The new government will immediately have to face a tricky European summit in Amsterdam. Then there will be a fiscal crisis, according to independent commentators, though not the two main parties. And the Dearing report is in the offing.
The funding of higher education has been off the election agenda because all parties have been happy to leave awkward decisions until Dearing's recommendations are made. Students and their parents will have to face the facts of a system of mass higher education where the state cannot afford to pay for maintenance grants, but no party has an attractive solution to the problem and so all are content to ignore it for the time being.
But Dearing will shape more than student finance, as the Robbins report did for the sixties and seventies.
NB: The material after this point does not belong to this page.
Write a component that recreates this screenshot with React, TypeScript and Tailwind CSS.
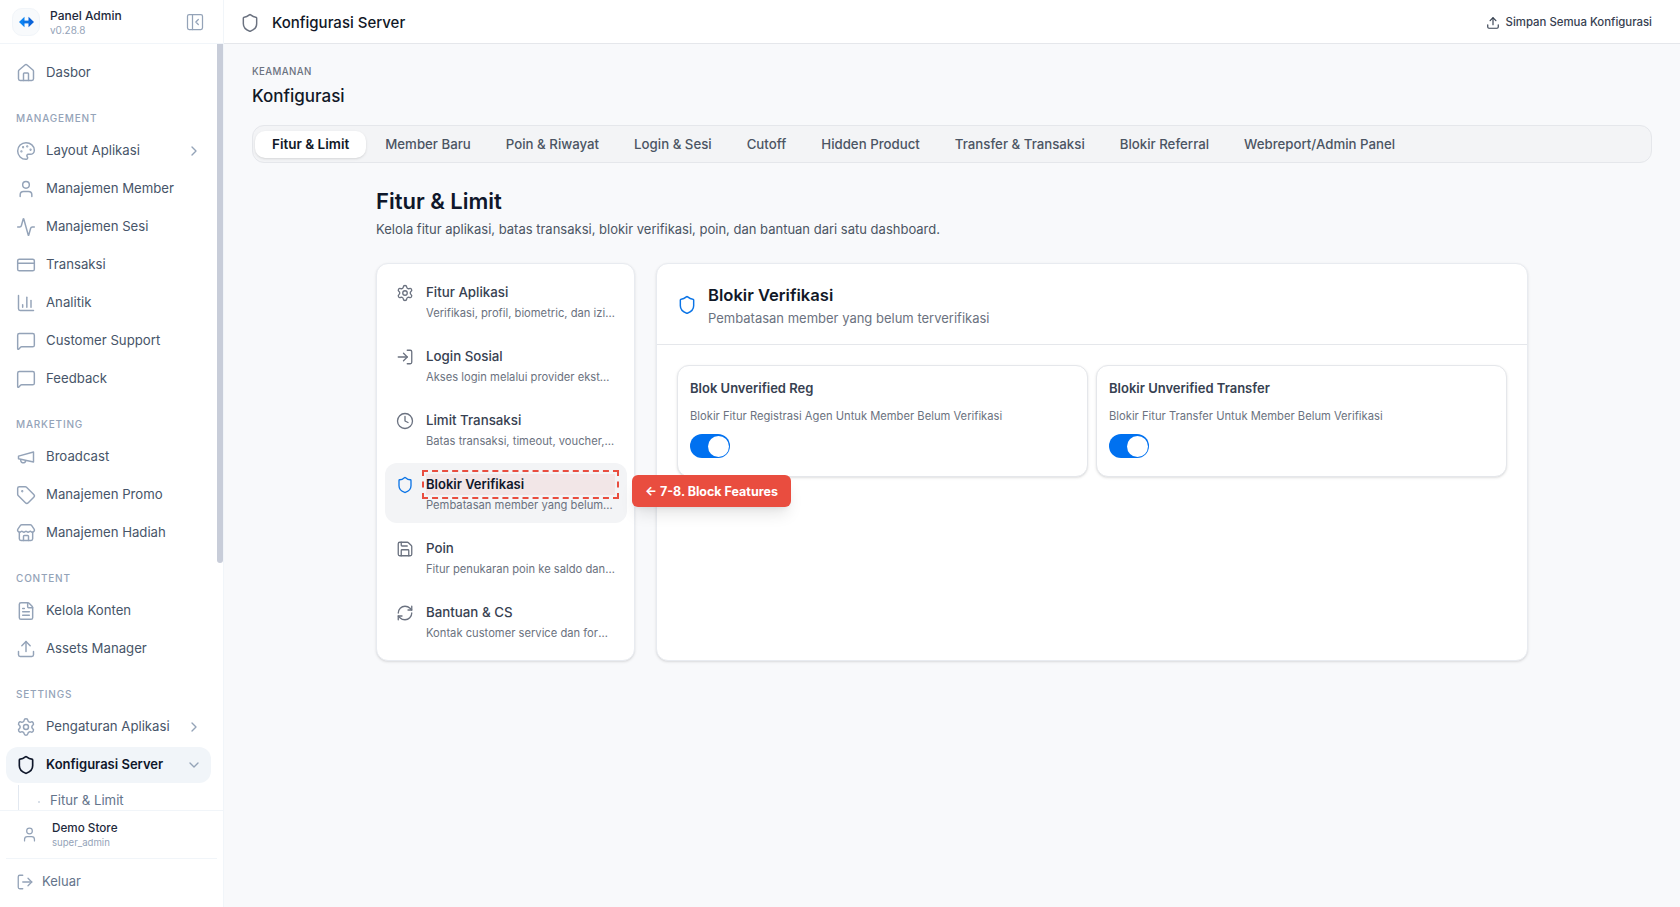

It will look at the relationship with further education colleges, and as our report on page 28 shows, there is a Scottish dimension to that as well as to other aspects of Dearing's work. Our FE system is much more deeply involved in higher education than its equivalent in the south. It teaches more HE part-timers than do the universities. Increasingly, students take FE qualifications before joining a university degree programme. The blurring of the academicvocational divide envisaged in the Higher Still programme will surely reinforce the trend.
One issue will be the abandonment of today's binary system, which puts the funding of FE into a different camp from that of HE. In contemplating a further expansion of post-school education, the new Government will be impressed by the comparative cheapness of FE colleges, just as in the 1980s Baroness Thatcher's ministers constantly contrasted cost-conscious polytechnics with profligate universities.
The irony is that the present Chancellor of the Exchequer when Education Secretary gave the green light for the conversion of polys into universities, and there were costly implications to the newcomers' aspirations. A new Chancellor may look to FE to take on more HE work, but at basement prices.